Your machine learning (ML) initiative is only as good as the data you feed it. ML algorithms require high-quality representational data for training, and reliable data streams for execution.

The Challenge

Machine learning frameworks and services have built massive momentum. Sophisticated models are driving new forms of data science, and ML-enabled applications are delivering new capabilities around voice computing, image recognition, and more. All of this is driving demand for clean, representative data.

Poor training data leads to bad models and ineffective algorithms. Unreliable data pipelines affect the ability of ML systems to deliver timely answers which, in turn, has an outsized impact on business outcomes. A brief delay in getting accurate data once resulted in a few compromised decisions with limited financial impact. But with ML-based systems driving business decisions at scale, delayed or dirty data could result in much more significant losses.

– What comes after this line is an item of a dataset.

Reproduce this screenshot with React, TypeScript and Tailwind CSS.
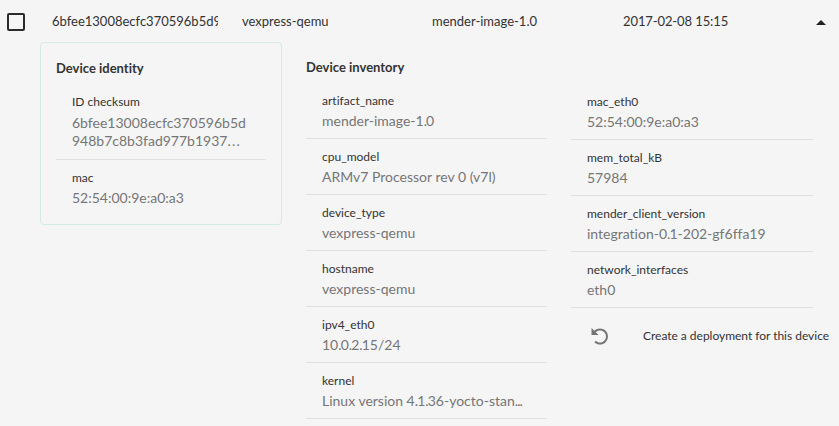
import { Fragment } from "react";

// Sets full stops and ellipses with their own spacing.
function Value({ text }: { text: string }) {
  return (
    <>
      {text.split(/(\.+|…)/).map((part, i) => (
        <Fragment key={i}>
          {part.startsWith(".") ? (
            <span className="tracking-[-0.9px]">{part}</span>
          ) : part === "…" ? (
            <span className="tracking-[1.2px]">...</span>
          ) : (
            part
          )}
        </Fragment>
      ))}
    </>
  );
}

function Item({ k, v }: { k: string; v: string }) {
  return (
    <div className="h-14 whitespace-nowrap border-b border-[#e0e0e0] pl-4 pt-[9px]">
      <div className="text-[12px] leading-[18px] text-[#333]">{k}</div>
      <div className="mt-px text-[14px] leading-[19px] text-[#767676]">
        <Value text={v} />
      </div>
    </div>
  );
}

export default function App() {
  return (
    <div className="h-[426px] w-[839px] overflow-hidden bg-[#f5f5f5] font-['Lato',sans-serif] text-[#333] [font-variant-ligatures:none]">
      <div className="flex h-[42px] items-center whitespace-nowrap pt-[2px] text-[13px]">
        <div className="ml-[7px] size-[18px] rounded-[2px] border-2 border-[#2b2b2b]" />
        <div className="ml-[27px] w-[166px] overflow-hidden">6bfee13008ecfc370596b5d9</div>
        <div className="ml-6 w-[190px]">vexpress-qemu</div>
        <div className="w-[191px]">mender-image-1.0</div>
        <div className="w-[193px] tracking-[-0.1px]">2017-02-08 15:15</div>
        <svg className="shrink-0" width="10" height="5" viewBox="0 0 10 5"><path d="M0 5L5 0L10 5Z" fill="#222" /></svg>
      </div>
      <div className="flex items-start">
        <section className="ml-10 h-[183px] w-[242px] rounded border border-[#d3ebe5] px-[15px] pt-[15px]">
          <h2 className="text-[13px] font-bold leading-5">Device identity</h2>
          <div className="mt-[6px] h-[76px] whitespace-nowrap border-b border-[#e0e0e0] pl-4 pt-[9px]">
            <div className="text-[12px] leading-[18px]">ID checksum</div>
            <div className="mt-[3px] text-[14px] leading-[18px] text-[#767676]">
              <div>6bfee13008ecfc370596b5d</div>
              <div><Value text="948b7c8b3fad977b1937…" /></div>
            </div>
          </div>
          <div className="pl-4 pt-[9px]">
            <div className="text-[12px] leading-[18px]">mac</div>
            <div className="mt-px text-[14px] leading-[19px] text-[#767676]">52:54:00:9e:a0:a3</div>
          </div>
        </section>
        <section className="ml-6 pt-[15px]">
          <h2 className="text-[13px] font-bold leading-5">Device inventory</h2>
          <div className="flex gap-6 pt-[6px]">
            <div className="w-[241px] shrink-0">
              <Item k="artifact_name" v="mender-image-1.0" />
              <Item k="cpu_model" v="ARMv7 Processor rev 0 (v7l)" />
              <Item k="device_type" v="vexpress-qemu" />
              <Item k="hostname" v="vexpress-qemu" />
              <Item k="ipv4_eth0" v="10.0.2.15/24" />
              <Item k="kernel" v="Linux version 4.1.36-yocto-stan..." />
            </div>
            <div className="w-[242px] shrink-0 pt-px">
              <Item k="mac_eth0" v="52:54:00:9e:a0:a3" />
              <Item k="mem_total_kB" v="57984" />
              <Item k="mender_client_version" v="integration-0.1-202-gf6ffa19" />
              <Item k="network_interfaces" v="eth0" />
              <div className="flex items-center whitespace-nowrap pl-[17px] pt-4 text-[12px]">
                <svg className="shrink-0" width="24" height="24" viewBox="0 0 24 24" fill="#757575">
                  <path transform="translate(0 -0.5) rotate(-45 12 13)" d="M12 5V1L7 6l5 5V7c3.31 0 6 2.69 6 6s-2.69 6-6 6-6-2.69-6-6H4c0 4.42 3.58 8 8 8s8-3.58 8-8-3.58-8-8-8z" />
                </svg>
                <span className="ml-[31px] tracking-[-0.02px]">Create a deployment for this device</span>
              </div>
            </div>
          </div>
        </section>
      </div>
    </div>
  );
}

These factors make DataOps critical for the operations of deployed ML systems, as well as in training contexts where full, clean datasets are required to test and tune the algorithms that constitute a system’s intelligence.

DataOps Success Patterns

People

  1. Educate the operator: Data consumers with expertise in AI/ML must educate their operator counterparts— who may be unfamiliar with relevant concepts — on new workflows, dynamics, and requirements demanded by emerging systems.
  2. Organize goal-oriented teams: With the ML field rapidly evolving, teams must work cross-functionally to advance their projects with speed and efficiency.

Process

  1. Leverage “hands-free” processes: Instant, seamless, and automatic delivery of data is vitally important to fully leverage the automation provided by ML. Processes must be be “hands-free” from the beginning.
  2. Review existing data policies: Process review should be integrated directly into ML development projects: Pre-existing data management policies were designed with people in mind, not machines.

Technology

  1. Treat data like code: You will be continually transforming and redesigning existing datasets to better serve ML projects. Changes should be versioned, stored, and otherwise treated as code to maximize flexibility and support iterative development processes.
  2. Focus on automation: Automated data selection, cleansing, and delivery prevents data from bottlenecking time-sensitive ML processes.

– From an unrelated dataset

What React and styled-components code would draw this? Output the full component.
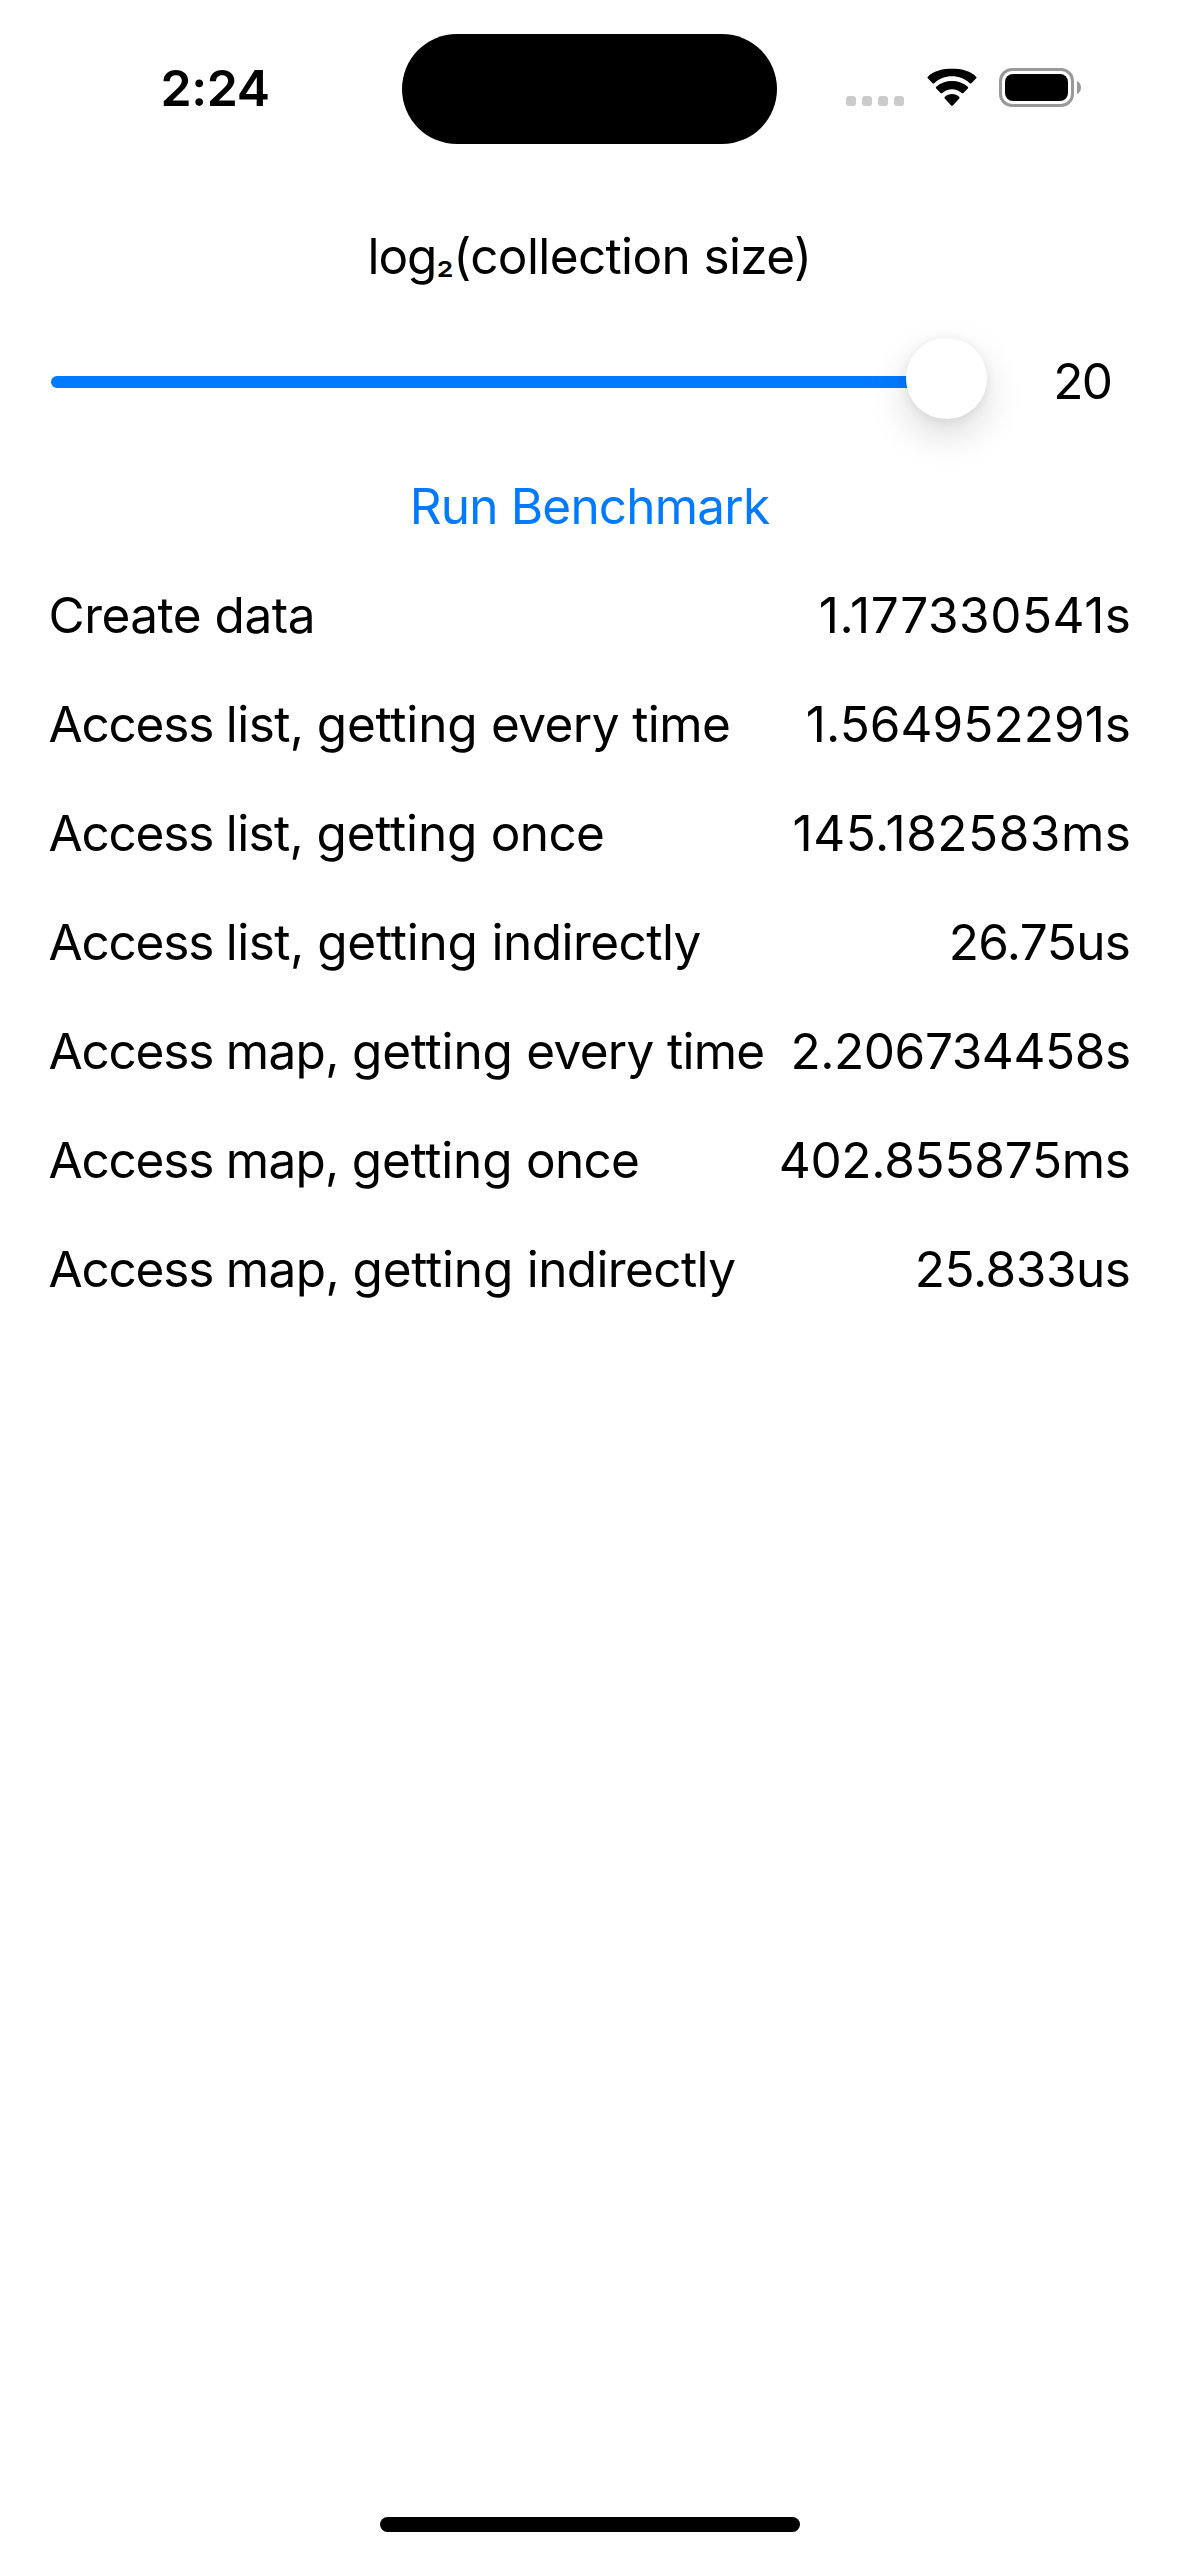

Data Operators and Consumers

Data friction exists between two groups of people: Data Operators and Data Consumers. Here are some examples of both for Machine Learning and Artificial Intelligence

Data Operators

  • Database Team
  • Data Engineers
  • Storage Team
  • Server Team
  • Information Security
  • Data Architects

Data Consumers

  • Developers
  • Testers
  • AI/ML training systems
  • AI/ML production systems